The technique I use to help build my kids’ self esteem is very simple- I praise them genuinely and often. I think we all know this, so what’s special about my technique? Just that I have made it a habit. Every time I talk to Aloka about any incident that I didn’t like, such as a tantrum, I make it a point to talk about things I like about her. I don’t let her forget that she is a delightful girl who makes her mama very happy, even on days when she was a handful. Likewise, Atreya knows for a fact that his mother appreciates his acts of kindness and consideration towards people around him, among other things. These don’t happen as a rare afterthought, but as directed and frequent conversations.
The best thing about making a habit of praising is that I do it even on my worst days. A couple of months ago, I was down and out and finding it hard to be positive about anything. But because we had bed-time and bath-time rituals and I had the habit of highlighting the positive, my interactions with Aloka didn’t change much even during those very hard days. 
4.       Keeping a Balance
Last year, mom, Aloka and I visited Jogjakarta in Indonesia. After visiting many beautiful temples, we went inside a shop to cool off and buy some local handicrafts. On our way out, mom noted something that I hadn’t paid much attention to- Aloka had been most cooperative and well behaved during the time we shopped. No tantrums and no impatience. The reason was also noted by mom- I had bought Aloka a wood necklace and matching bracelet within 10 minutes of entering the shop, before we had bought anything else for ourselves. Point to note is that the day before, I had firmly refused her requests to buy some toys from shops lining the temple entrance.

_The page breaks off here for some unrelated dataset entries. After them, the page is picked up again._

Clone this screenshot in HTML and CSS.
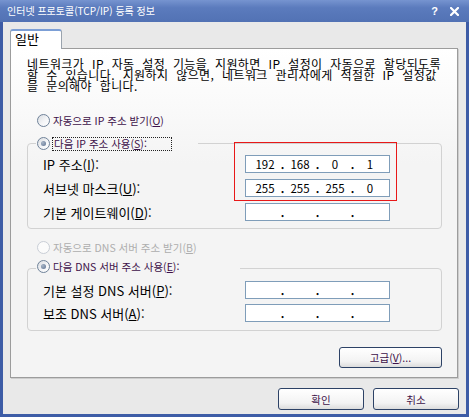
FILE: index.html
```html
<!DOCTYPE html>
<html lang="ko">
<head>
    <meta charset="UTF-8">
    <title>인터넷 프로토콜(TCP/IP) 등록 정보</title>
    <link rel="stylesheet" href="styles.css">
</head>
<body>
    <div class="window">
        <!-- 제목 표시줄 -->
        <div class="titlebar">
            <span class="title">인터넷 프로토콜(TCP/IP) 등록 정보</span>
            <span class="title-btns">
                <span class="help">?</span>
                <svg class="close" width="9" height="9" viewBox="0 0 9 9">
                    <path d="M1 1 L8 8 M8 1 L1 8" stroke="#fff" stroke-width="2.2" stroke-linecap="square"/>
                </svg>
            </span>
        </div>

        <div class="frame">
            <div class="tabs">
                <div class="tab">일반</div>
            </div>

            <div class="panel">
                <p class="desc">
                    <span class="line">네트워크가 IP 자동 설정 기능을 지원하면 IP 설정이 자동으로 할당되도록</span>
                    <span class="line">할 수 있습니다. 지원하지 않으면, 네트워크 관리자에게 적절한 IP 설정값</span>
                    <span class="line">을 문의해야 합니다.</span>
                </p>

                <div class="opt first">
                    <span class="radio"></span>
                    <span class="opt-label">자동으로 IP 주소 받기(<u>O</u>)</span>
                </div>

                <fieldset class="group">
                    <legend class="ip-legend">
                        <span class="opt">
                            <span class="radio checked"></span>
                            <span class="opt-label focus">다음 IP 주소 사용(<u>S</u>):</span>
                        </span>
                    </legend>
                    <div class="fields">
                        <label>IP 주소(<u>I</u>):</label>
                        <div class="ipbox">
                            <span class="oct">192</span><span class="dot">.</span><span class="oct">168</span><span class="dot">.</span><span class="oct">0</span><span class="dot">.</span><span class="oct">1</span>
                        </div>
                        <label>서브넷 마스크(<u>U</u>):</label>
                        <div class="ipbox">
                            <span class="oct">255</span><span class="dot">.</span><span class="oct">255</span><span class="dot">.</span><span class="oct">255</span><span class="dot">.</span><span class="oct">0</span>
                        </div>
                        <label>기본 게이트웨이(<u>D</u>):</label>
                        <div class="ipbox">
                            <span class="oct"></span><span class="dot">.</span><span class="oct"></span><span class="dot">.</span><span class="oct"></span><span class="dot">.</span><span class="oct"></span>
                        </div>
                    </div>
                </fieldset>

                <div class="opt second disabled">
                    <span class="radio"></span>
                    <span class="opt-label">자동으로 DNS 서버 주소 받기(<u>B</u>)</span>
                </div>

                <fieldset class="group dns">
                    <legend class="dns-legend">
                        <span class="opt">
                            <span class="radio checked"></span>
                            <span class="opt-label">다음 DNS 서버 주소 사용(<u>E</u>):</span>
                        </span>
                    </legend>
                    <div class="fields">
                        <label>기본 설정 DNS 서버(<u>P</u>):</label>
                        <div class="ipbox">
                            <span class="oct"></span><span class="dot">.</span><span class="oct"></span><span class="dot">.</span><span class="oct"></span><span class="dot">.</span><span class="oct"></span>
                        </div>
                        <label>보조 DNS 서버(<u>A</u>):</label>
                        <div class="ipbox">
                            <span class="oct"></span><span class="dot">.</span><span class="oct"></span><span class="dot">.</span><span class="oct"></span><span class="dot">.</span><span class="oct"></span>
                        </div>
                    </div>
                </fieldset>

                <div class="adv-row">
                    <button class="btn adv">고급(<u>V</u>)...</button>
                </div>

                <!-- 강조 표시 -->
                <div class="highlight"></div>
            </div>

            <div class="footer">
                <button class="btn">확인</button>
                <button class="btn">취소</button>
            </div>
        </div>
    </div>
</body>
</html>
```

FILE: styles.css
```css
/* 기본 */
* {
    box-sizing: border-box;
}

body {
    margin: 0;
    background: #e9e9e9;
    font-family: "Noto Sans CJK KR", "Noto Sans", sans-serif;
    overflow: hidden;
}

.window {
    width: 469px;
    height: 417px;
    display: flex;
    flex-direction: column;
}

/* 제목 표시줄 */
.titlebar {
    height: 22px;
    display: flex;
    align-items: center;
    justify-content: space-between;
    padding: 0 10px 0 7px;
    background: linear-gradient(to bottom, #7694d0 0%, #5b7bbd 35%, #5272b4 100%);
    color: #fff;
}

.title {
    font-size: 10px;
    line-height: 12px;
}

.title-btns {
    display: flex;
    align-items: center;
    gap: 12px;
}

.help {
    font-family: "Liberation Sans", sans-serif;
    font-weight: bold;
    font-size: 11px;
}

/* 창 본문 */
.frame {
    flex: 1;
    border: 3px solid #3d5ca6;
    border-top: 0;
    background: #e9e9e9;
    padding: 7px 7px 4px 7px;
    display: flex;
    flex-direction: column;
}

.tabs {
    display: flex;
    height: 19px;
}

.tab {
    position: relative;
    z-index: 1;
    width: 52px;
    height: 20px;
    padding-left: 4px;
    background: #fff;
    border: 1px solid #9aa3ad;
    border-top: 2px solid #7c9fd6;
    border-bottom: 0;
    border-radius: 3px 3px 0 0;
    font-size: 13px;
    line-height: 16px;
    color: #000;
}

.panel {
    position: relative;
    width: 448px;
    height: 330px;
    border: 1px solid #9c9c9c;
    box-shadow: 1px 1px 0 #cdcdcd;
    background: linear-gradient(to bottom, #ffffff 0%, #f4f4f4 35%, #f4f4f4 100%);
    padding: 9px 15px 0 16px;
}

.desc {
    margin: 0;
    font-size: 12px;
    line-height: 11px;
    letter-spacing: 0.4px;
    word-spacing: 4px;
    color: #000;
}

.desc .line {
    display: block;
    white-space: nowrap;
}

/* 라디오 버튼 */
.opt {
    display: flex;
    align-items: center;
    gap: 3px;
    height: 13px;
}

.opt.first {
    margin: 23px 0 0 10px;
}

.opt.second {
    margin: 12px 0 0 10px;
}

legend .opt {
    margin-left: 1px;
}

.radio {
    width: 13px;
    height: 13px;
    flex: 0 0 13px;
    border-radius: 50%;
    border: 1px solid #6f8299;
    background: linear-gradient(135deg, #d9dce1 0%, #f4f5f7 55%, #ffffff 100%);
    position: relative;
}

.radio.checked::after {
    content: "";
    position: absolute;
    left: 3px;
    top: 3px;
    width: 5px;
    height: 5px;
    border-radius: 50%;
    background: radial-gradient(circle at 35% 35%, #a6b4c6, #5e7291);
}

.opt-label {
    font-size: 10.5px;
    line-height: 12px;
    color: #3d1149;
    white-space: nowrap;
}

.opt-label.focus {
    outline: 1px dotted #222;
    outline-offset: 0;
    padding: 0 24px 0 1px;
}

.disabled .radio {
    border-color: #c9ced6;
    background: #fbfbfb;
}

.disabled .opt-label {
    color: #aeaeae;
}

/* 그룹 상자 */
.group {
    margin: 10px 0 0;
    padding: 5px 0 7px 8px;
    border: 1px solid #d2d2d2;
    border-radius: 4px;
    min-width: 0;
}

.group legend {
    padding: 0;
    height: 13px;
}

.ip-legend {
    width: 162px;
}

.group.dns {
    margin-top: 6px;
    padding-bottom: 8px;
}

.group .dns-legend {
    width: 204px;
    height: 16px;
    padding-bottom: 3px;
}

.fields {
    display: grid;
    grid-template-columns: 202px 145px;
    row-gap: 6px;
    align-items: center;
    padding-left: 7px;
}

.dns .fields {
    row-gap: 5px;
}

.fields label {
    font-size: 13px;
    line-height: 15px;
    color: #000;
    white-space: nowrap;
}

.ipbox {
    height: 18px;
    border: 1px solid #7f9db9;
    background: #fff;
    display: flex;
    align-items: center;
    padding: 0 4px;
}

.oct {
    width: 30px;
    text-align: center;
    font-size: 11.5px;
    line-height: 14px;
    color: #000;
}

.dot {
    width: 5px;
    text-align: center;
    font-size: 11px;
    line-height: 14px;
    font-weight: bold;
}

/* 버튼 */
.adv-row {
    display: flex;
    justify-content: flex-end;
    margin-top: 16px;
}

.btn {
    width: 86px;
    height: 22px;
    padding: 0;
    border: 1px solid #2d4266;
    border-radius: 3px;
    background: linear-gradient(to bottom, #ffffff 0%, #f3f3f3 70%, #dcdcdc 100%);
    font-family: inherit;
    font-size: 10.5px;
    color: #3d1149;
}

.btn.adv {
    width: 103px;
    height: 21px;
}

.footer {
    display: flex;
    justify-content: flex-end;
    gap: 9px;
    margin-top: 10px;
}

/* 빨간 강조 사각형 */
.highlight {
    position: absolute;
    left: 223px;
    top: 93px;
    width: 163px;
    height: 59px;
    border: 1px solid #e81818;
}
```
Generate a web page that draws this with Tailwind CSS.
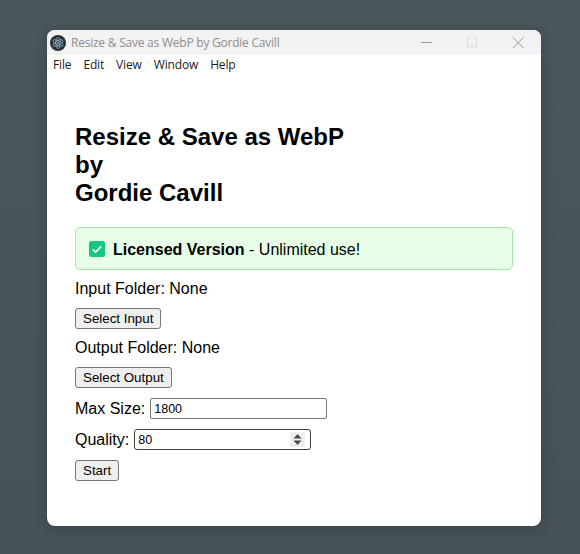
<!DOCTYPE html>
<html lang="en">
<head>
    <meta charset="UTF-8">
    <title>Resize & Save as WebP by Gordie Cavill</title>
    <script src="https://cdn.jsdelivr.net/npm/@tailwindcss/browser@4"></script>
</head>
<body class="w-[580px] h-[554px] overflow-hidden bg-gradient-to-b from-[#4a555c] to-[#475158] font-['Liberation_Sans',sans-serif]">
    <div class="pt-[30px] pl-[47px]">
        <div class="w-[494px] h-[496px] bg-white rounded-[8px] overflow-hidden text-black shadow-[0_2px_14px_rgba(0,0,0,0.18)]">
            <!-- title bar -->
            <div class="h-[25px] bg-[#f2f2f2] flex items-center pl-[3px]">
                <svg width="16" height="16" viewBox="0 0 16 16" class="shrink-0">
                    <circle cx="8" cy="8" r="8" fill="#2b2f39"/>
                    <g fill="none" stroke="#8fb3c2" stroke-width="0.8">
                        <ellipse cx="8" cy="8" rx="5.5" ry="2.2" transform="rotate(30 8 8)"/>
                        <ellipse cx="8" cy="8" rx="5.5" ry="2.2" transform="rotate(90 8 8)"/>
                        <ellipse cx="8" cy="8" rx="5.5" ry="2.2" transform="rotate(150 8 8)"/>
                    </g>
                    <circle cx="8" cy="8" r="1" fill="#8fb3c2"/>
                </svg>
                <span class="ml-[5px] text-[12px] text-[#8e8e8e] font-['Open_Sans',sans-serif] tracking-[-0.23px] whitespace-nowrap">Resize &amp; Save as WebP by Gordie Cavill</span>
                <div class="ml-auto flex items-center">
                    <svg width="46" height="25" viewBox="0 0 46 25"><path d="M18 12.5h11" stroke="#9a9a9a" stroke-width="1"/></svg>
                    <svg width="46" height="25" viewBox="0 0 46 25"><rect x="18.5" y="8" width="9" height="9" fill="none" stroke="#dcdcdc" stroke-width="1"/></svg>
                    <svg width="46" height="25" viewBox="0 0 46 25"><path d="M18 7.5l10.500 10.500M28.500 7.500L18 18" stroke="#9a9a9a" stroke-width="1"/></svg>
                </div>
            </div>
            <!-- menu bar -->
            <div class="h-[20px] flex items-center pl-[6px] gap-[12px] text-[12px] tracking-[-0.15px] text-[#1c1c1c] font-['Open_Sans',sans-serif]">
                <span>File</span><span>Edit</span><span>View</span><span>Window</span><span>Help</span>
            </div>
            <!-- content -->
            <div class="px-[28px] pt-[48px] text-[16px]">
                <h1 class="w-[300px] text-[24px] leading-[28px] font-bold">Resize &amp; Save as WebP by<br>Gordie Cavill</h1>
                <div class="mt-[20px] h-[43px] bg-[#e6ffe6] border border-[#a5e8a5] rounded-[5px] flex items-center pl-[13px]">
                    <svg width="16" height="16" viewBox="0 0 16 16" class="shrink-0">
                        <rect width="16" height="16" rx="2.500" fill="#16c784"/>
                        <path d="M3.800 8.300l2.900 2.800 5.500-5.800" fill="none" stroke="#fff" stroke-width="1.700"/>
                    </svg>
                    <span class="ml-[8px] pt-[2px]"><b>Licensed Version</b> - Unlimited use!</span>
                </div>
                <p class="mt-[10px] leading-[18px]">Input Folder: None</p>
                <button class="block mt-[10px] h-[21px] px-[7px] text-[13.333px] bg-[#efefef] border border-[#767676] rounded-[3px]">Select Input</button>
                <p class="mt-[10px] leading-[18px]">Output Folder: None</p>
                <button class="block mt-[10px] h-[21px] px-[7px] text-[13.333px] bg-[#efefef] border border-[#767676] rounded-[3px]">Select Output</button>
                <div class="mt-[10px] flex items-center h-[21px]">
                    <span>Max Size:</span>
                    <div class="ml-[5px] w-[177px] h-[21px] border border-[#767676] rounded-[2px] pl-[3px] text-[12.5px] leading-[20px]">1800</div>
                </div>
                <div class="mt-[10px] flex items-center h-[21px]">
                    <span>Quality:</span>
                    <div class="ml-[5px] w-[177px] h-[21px] border border-[#404040] rounded-[3px] pl-[3px] pr-[5px] text-[12.5px] leading-[19px] flex items-center justify-between">
                        <span class="pt-[1px]">80</span>
                        <span class="w-[15px] h-[15px] bg-[#efefef] flex items-center justify-center">
                            <svg width="9" height="11" viewBox="0 0 9 11"><path d="M4.500 0L8.500 4.500H0.500ZM4.500 11L0.500 6.500H8.500Z" fill="#4a4a4a"/></svg>
                        </span>
                    </div>
                </div>
                <button class="block mt-[10px] h-[21px] px-[7px] text-[13.333px] bg-[#efefef] border border-[#767676] rounded-[3px]">Start</button>
            </div>
        </div>
    </div>
</body>
</html>
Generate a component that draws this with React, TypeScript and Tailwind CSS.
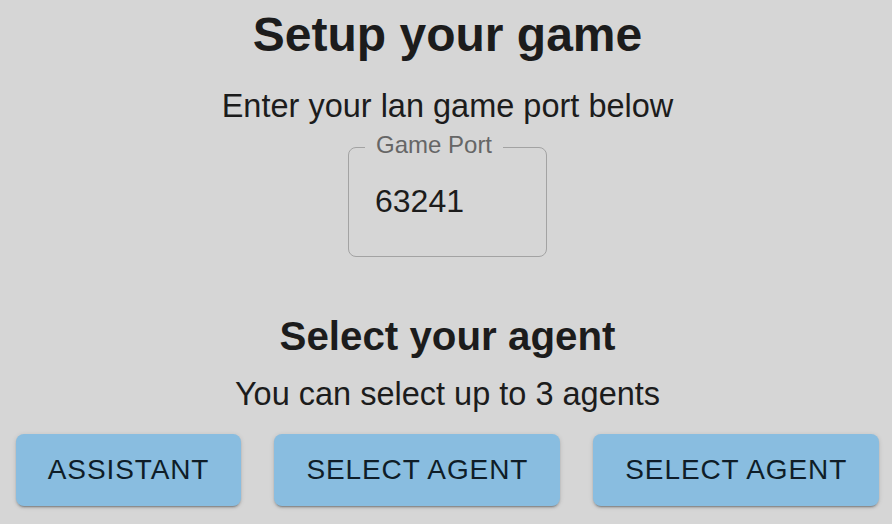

Balance is key for happiness. It’s true for kids as much as it is for us. If I were to say No to every demand, she will grow up wanting and hungry. If I succumb to every demand, she will grow up careless and callous. Of course, what I choose to give in to and what I refuse depends a lot on what I value. She doesn’t have to understand the logic affecting my decisions, as long as she understands that there is fairness involved. The knowledge of fairness in turn takes the tantrums out of the picture. With Atreya, this principle was put in action when he was much older and the technique was simply giving him a monthly budget, which he managed himself.
The same principle of balance applies to other problem areas such as junk food and TV. Instead of these becoming reasons of stress and battles in daily life, Mallika and I have figured out balances that work both for the kids and the adults. Candies are eaten (mostly) in moderation, favorite TV shows are watched in set routines and some rules are allowed to be broken now and then. In return, Aloka does her side of the bargain- she eats proper meals independently, takes an afternoon nap and goes down to skate or play at set times every evening.
The result is what I value the most in life- harmony in the house!
5.       Chores = Fun
A lot of the time I spend with Aloka is spent doing everyday activities like brushing teeth, bathing, dressing up (or down) and studying. It is only on weekends that we find dedicated game time.
But we play all the time. Chores are games. Brushing teeth is the game of invisible germ bashing, bath time is for swimming like a fish and study time is for making sure no letters do yoga by mistake. When I cook treats for the kids, Aloka also does her thing in the kitchen. When I clean the house, she cleans her things. And when the music is on, she and I dance together.
Any guesses who has more fun doing these- mom or daughter?